The tactical biorefinery first separates organic food material from residual trash, such as paper, plastic, Styrofoam and cardboard. The food waste goes to a bioreactor where industrial yeast ferments it into ethanol, a “green” fuel. Residual materials go to a gasifier where they are heated under low-oxygen conditions and eventually become low-grade propane gas and methane.
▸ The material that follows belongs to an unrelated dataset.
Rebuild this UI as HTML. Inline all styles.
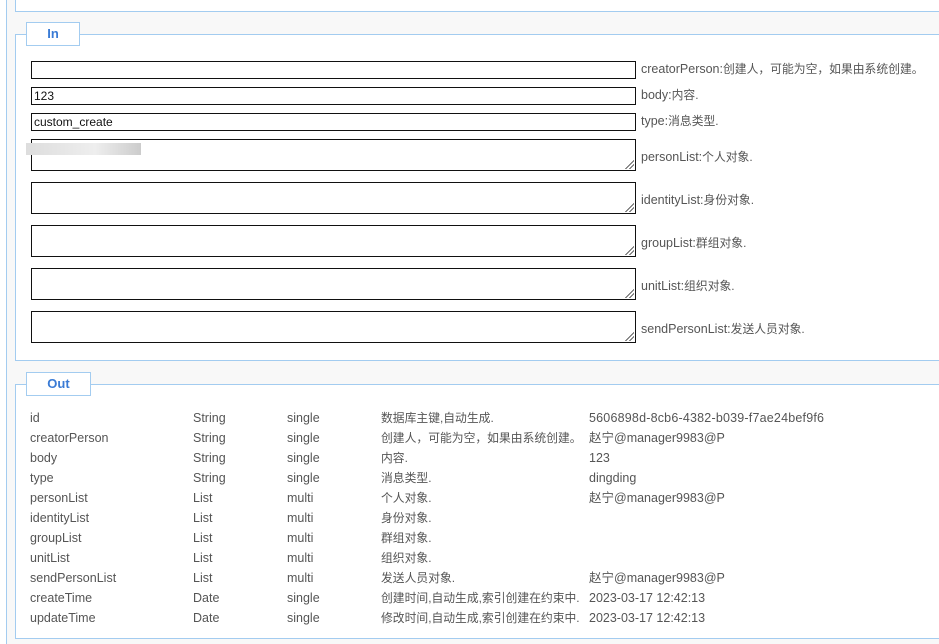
<!DOCTYPE html>
<html><head><meta charset="utf-8"><style>
body{margin:0;width:939px;height:644px;background:#fff;position:relative;overflow:hidden;font-family:"Liberation Sans","Noto Sans CJK SC",sans-serif;font-size:12.5px;color:#555}
.abs{position:absolute}
.outer{left:6px;top:0;width:933px;height:644px;border-left:1px solid #a3ccf0;background:#f8f8f8}
.fs{position:absolute;left:15px;width:940px;background:#fff;border:1px solid #a3ccf0}
.leg{position:absolute;background:#fff;border:1px solid #a3ccf0;color:#3a7bd5;font-weight:bold;font-size:13px;text-align:center;line-height:22px;height:22px}
.in{position:absolute;left:31px;width:601px;border:1px solid #111;background:#fff;font-size:12px;color:#111;padding-left:2px;box-sizing:content-box}
.lab{position:absolute;left:641px;white-space:nowrap;font-size:12.5px}
.lab i,.row i{font-style:normal;font-size:11.8px}
.rs{position:absolute;right:1px;bottom:1px;width:9px;height:9px;background:linear-gradient(135deg,transparent 48%,#666 48%,#666 56%,transparent 56%,transparent 70%,#666 70%,#666 78%,transparent 78%)}
.row{position:absolute;left:0;height:20px;line-height:20px;white-space:nowrap}
.row span{position:absolute}
</style></head><body>
<div class="abs outer"></div>
<div class="fs" style="top:-5px;height:15px"></div>
<div class="fs" style="top:34px;height:325px"></div>
<div class="leg" style="left:26px;top:22px;width:52px">In</div>
<div class="in" style="top:61px;height:16px"></div>
<div class="lab" style="top:60px">creatorPerson:<i>创建人，可能为空，如果由系统创建。</i></div>
<div class="in" style="top:87px;height:16px;line-height:16px">123</div>
<div class="lab" style="top:86px">body:<i>内容.</i></div>
<div class="in" style="top:113px;height:16px;line-height:16px">custom_create</div>
<div class="lab" style="top:112px">type:<i>消息类型.</i></div>
<div class="in" style="top:139px;height:30px"><div class="abs" style="left:-6px;top:3px;width:115px;height:12px;background:linear-gradient(90deg,#ddd,#eee 60%,#ccc)"></div><div class="rs"></div></div>
<div class="lab" style="top:148px">personList:<i>个人对象.</i></div>
<div class="in" style="top:182px;height:30px"><div class="rs"></div></div>
<div class="lab" style="top:191px">identityList:<i>身份对象.</i></div>
<div class="in" style="top:225px;height:30px"><div class="rs"></div></div>
<div class="lab" style="top:234px">groupList:<i>群组对象.</i></div>
<div class="in" style="top:268px;height:30px"><div class="rs"></div></div>
<div class="lab" style="top:277px">unitList:<i>组织对象.</i></div>
<div class="in" style="top:311px;height:30px"><div class="rs"></div></div>
<div class="lab" style="top:320px">sendPersonList:<i>发送人员对象.</i></div>

<div class="fs" style="top:384px;height:253px"></div>
<div class="leg" style="left:26px;top:372px;width:63px">Out</div>
<div class="row" style="top:408px"><span style="left:30px">id</span><span style="left:193px">String</span><span style="left:287px">single</span><span style="left:381px"><i>数据库主键,自动生成.</i></span><span style="left:589px;letter-spacing:0.2px">5606898d-8cb6-4382-b039-f7ae24bef9f6</span></div>
<div class="row" style="top:428px"><span style="left:30px">creatorPerson</span><span style="left:193px">String</span><span style="left:287px">single</span><span style="left:381px"><i>创建人，可能为空，如果由系统创建。</i></span><span style="left:589px">赵宁@manager9983@P</span></div>
<div class="row" style="top:448px"><span style="left:30px">body</span><span style="left:193px">String</span><span style="left:287px">single</span><span style="left:381px"><i>内容.</i></span><span style="left:589px">123</span></div>
<div class="row" style="top:468px"><span style="left:30px">type</span><span style="left:193px">String</span><span style="left:287px">single</span><span style="left:381px"><i>消息类型.</i></span><span style="left:589px">dingding</span></div>
<div class="row" style="top:488px"><span style="left:30px">personList</span><span style="left:193px">List</span><span style="left:287px">multi</span><span style="left:381px"><i>个人对象.</i></span><span style="left:589px">赵宁@manager9983@P</span></div>
<div class="row" style="top:508px"><span style="left:30px">identityList</span><span style="left:193px">List</span><span style="left:287px">multi</span><span style="left:381px"><i>身份对象.</i></span></div>
<div class="row" style="top:528px"><span style="left:30px">groupList</span><span style="left:193px">List</span><span style="left:287px">multi</span><span style="left:381px"><i>群组对象.</i></span></div>
<div class="row" style="top:548px"><span style="left:30px">unitList</span><span style="left:193px">List</span><span style="left:287px">multi</span><span style="left:381px"><i>组织对象.</i></span></div>
<div class="row" style="top:568px"><span style="left:30px">sendPersonList</span><span style="left:193px">List</span><span style="left:287px">multi</span><span style="left:381px"><i>发送人员对象.</i></span><span style="left:589px">赵宁@manager9983@P</span></div>
<div class="row" style="top:588px"><span style="left:30px">createTime</span><span style="left:193px">Date</span><span style="left:287px">single</span><span style="left:381px"><i>创建时间,自动生成,索引创建在约束中.</i></span><span style="left:589px">2023-03-17 12:42:13</span></div>
<div class="row" style="top:608px"><span style="left:30px">updateTime</span><span style="left:193px">Date</span><span style="left:287px">single</span><span style="left:381px"><i>修改时间,自动生成,索引创建在约束中.</i></span><span style="left:589px">2023-03-17 12:42:13</span></div>
</body></html>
The gas and ethanol are then combusted in a modified diesel engine that powers a generator to produce electricity.

on a greater scale, i could see these tactical refineries set up in housing districts where people can go to convert their garbage into electricty for their neighborhoods and home. i want it now!

nanotech ‘liquid bandaid’

nanotech stops bleeding future sci-fi medical advances coming your way in the form of a biodegradeable liquid peptides. it’s pour-on nanotechnology with huge beneficial medical applications. researchers at MIT and the university of hong kong have developed a liquid solution that quickly halts bleeding and promotes and accelerates healing. the discovery of the solution came about through experiments in using the solution as a matrix for regrowing brain cells in hamsters. the nano-solution has been tested on liver, skin, lung, blood vessels, and other tissues. quoting from lead researcher Rutledge Ellis-Behnke:

It isn’t clotting that we’re seeing. We tested for all of the things you find in all blood clots; fibrin, thrombin and platelets and none of them were there, said Ellis-Behnke. Either this is acting as some kind of molecular band aid or we are stopping bleeding via a completely new direction that we have never seen before.